The Australian Dollar (AUD) inched lower against the US Dollar (USD) on Monday, decreasing the price of AUDUSD to less than 0.7550 following some key economic releases. The technical bias shall remain bearish because of a lower low in the recent downside move.
AUD/USD Technical Analysis
As of this writing, the pair is being traded around 0.7519. A support can be noted around 0.7400, an immediate horizontal support ahead of 0.7350 the psychological number and then 0.7267, another key horizontal support as demonstrated in the given below chart.
On the upside, a hurdle can be noted near 0.8090, an immediate horizontal resistance level ahead of 0.8100, the psychological level and then 0.8249, the high of the last major upside rally as demonstrated in the given above chart. The technical bias shall remain bearish as long as the 0.8024 resistance area is intact.
US Nonfarm Payrolls
U.S. job growth increased less than expected in April and the unemployment rate dropped to near a 17-1/2-year low of 3.9 percent as some out-of-work Americans left the labour force.

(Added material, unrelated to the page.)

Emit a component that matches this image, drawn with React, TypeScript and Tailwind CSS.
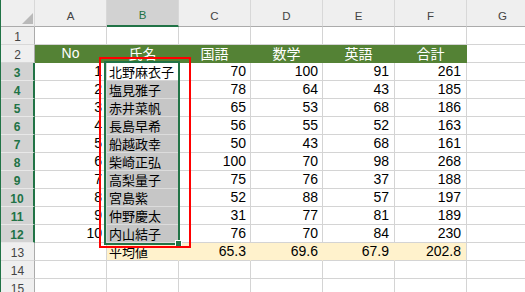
const cols = ["A", "B", "C", "D", "E", "F", "G"];
const heads = ["No", "氏名", "国語", "数学", "英語", "合計"];
const rows: [number, string, number, number, number, number][] = [
  [1, "北野麻衣子", 70, 100, 91, 261],
  [2, "塩見雅子", 78, 64, 43, 185],
  [3, "赤井菜帆", 65, 53, 68, 186],
  [4, "長島早希", 56, 55, 52, 163],
  [5, "船越政幸", 50, 43, 68, 161],
  [6, "柴崎正弘", 100, 70, 98, 268],
  [7, "高梨量子", 75, 76, 37, 188],
  [8, "宮島紫", 52, 88, 57, 197],
  [9, "仲野慶太", 31, 77, 81, 189],
  [10, "内山結子", 76, 70, 84, 230],
];
const avg = ["65.3", "69.6", "67.9", "202.8"];

const cell = "flex items-center overflow-hidden whitespace-nowrap border-r border-b border-[#d4d4d4]";
const num = "text-[14px] font-['Liberation_Sans',sans-serif]";
const numPad = ["pr-[4px]", "pr-[4px]", "pr-[5px]", "pr-[5px]"];

function RowHead({ n }: { n: number }) {
  const sel = n >= 3 && n <= 12;
  return (
    <div
      className={
        sel
          ? "flex items-center justify-center pt-[2px] bg-[#d2d2d2] text-[12px] font-bold text-[#217346] border-b border-b-[#e8e8e8] border-r-2 border-r-[#217346] font-['Liberation_Sans',sans-serif]"
          : "flex items-center justify-center pt-[2px] bg-[#efefef] text-[12px] text-[#444] border-b border-b-[#d8d8d8] border-r border-r-[#ababab] font-['Liberation_Sans',sans-serif]"
      }
    >
      {n}
    </div>
  );
}

export default function App() {
  return (
    <div className="w-[525px] h-[292px] overflow-hidden bg-white flex">
      <div className="w-px shrink-0 bg-[#217346]" />
      <div className="relative">
        <div className="grid grid-cols-[34px_repeat(7,72px)] grid-rows-[27px_repeat(15,18px)] text-[13px] text-black font-['Noto_Sans_CJK_JP',sans-serif]">
          {/* header row */}
          <div className="relative bg-[#efefef] border-r border-r-[#d8d8d8] border-b border-b-[#ababab]">
            <svg className="absolute left-[21px] top-[13px]" width="11" height="11" viewBox="0 0 11 11">
              <polygon points="11,0 11,11 0,11" fill="#b9b9b9" />
            </svg>
          </div>
          {cols.map((c) =>
            c === "B" ? (
              <div
                key={c}
                className="flex items-center justify-center pt-[6px] bg-[#d2d2d2] text-[11.5px] text-[#217346] border-r border-r-[#d8d8d8] border-b-2 border-b-[#217346] font-['Liberation_Sans',sans-serif]"
              >
                {c}
              </div>
            ) : (
              <div
                key={c}
                className="flex items-center justify-center pt-[7px] bg-[#efefef] text-[11.5px] text-[#444] border-r border-r-[#d8d8d8] border-b border-b-[#ababab] font-['Liberation_Sans',sans-serif]"
              >
                {c}
              </div>
            )
          )}

          {/* row 1 */}
          <RowHead n={1} />
          {cols.map((c) => (
            <div key={c} className={cell} />
          ))}

          {/* row 2 – table header */}
          <RowHead n={2} />
          {heads.map((h) => (
            <div
              key={h}
              className={`flex items-center justify-center bg-[#548235] text-white border-r border-b border-[#548235] ${
                h === "No" ? num : "text-[14px]"
              }`}
            >
              {h}
            </div>
          ))}
          <div className={cell} />

          {/* data rows */}
          {rows.map((r, i) => (
            <div key={r[0]} className="contents">
              <RowHead n={i + 3} />
              <div className={`${cell} ${num} justify-end pr-[4px]`}>{r[0]}</div>
              <div className={`${cell} pl-[2px] ${i === 0 ? "bg-white" : "bg-[#c6c6c6] border-b-[#dcdcdc]"}`}>{r[1]}</div>
              {r.slice(2).map((v, j) => (
                <div key={j} className={`${cell} ${num} justify-end ${numPad[j]}`}>
                  {v}
                </div>
              ))}
              <div className={cell} />
            </div>
          ))}

          {/* row 13 – averages */}
          <RowHead n={13} />
          <div className={cell} />
          <div className="flex items-center pl-[2px] bg-[#fff2cc] border-r border-r-[#fff2cc] border-b border-b-[#d4d4d4]">
            平均値
          </div>
          {avg.map((v, j) => (
            <div
              key={v}
              className={`flex items-center justify-end ${num} ${numPad[j]} bg-[#fff2cc] border-b border-b-[#d4d4d4] border-r ${
                j === 3 ? "border-r-[#d4d4d4]" : "border-r-[#fff2cc]"
              }`}
            >
              {v}
            </div>
          ))}
          <div className={cell} />

          {/* empty rows */}
          {[14, 15].map((n) => (
            <div key={n} className="contents">
              <RowHead n={n} />
              {cols.map((c) => (
                <div key={c} className={cell} />
              ))}
            </div>
          ))}
        </div>

        {/* selection B3:B12 */}
        <div className="pointer-events-none absolute left-[103px] top-[61px] w-[76px] h-[184px] border-2 border-[#217346]" />
        <div className="pointer-events-none absolute left-[174px] top-[240px] w-[7px] h-[7px] bg-[#217346] border border-white" />
        {/* red annotation box */}
        <div className="pointer-events-none absolute left-[98px] top-[57px] w-[92px] h-[191px] border-2 border-[#ff0000]" />
      </div>
    </div>
  );
}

Nonfarm payrolls increased by 164,000 jobs last month, the Labor Department reported. Data for March was revised to show the economy adding 135,000 jobs instead of the previously reported 103,000. That was the fewest amount of jobs created in six months and followed an outsized gain of 324,000 in February.
While cold weather in March and April probably held back job growth, hiring is moderating as the labour market hits full employment. Employers, especially in the construction and manufacturing sectors, are increasingly reporting difficulties finding qualified workers.
Considering the overall technical and fundamental outlook, selling the pair around current levels may be a good strategy in short to medium term.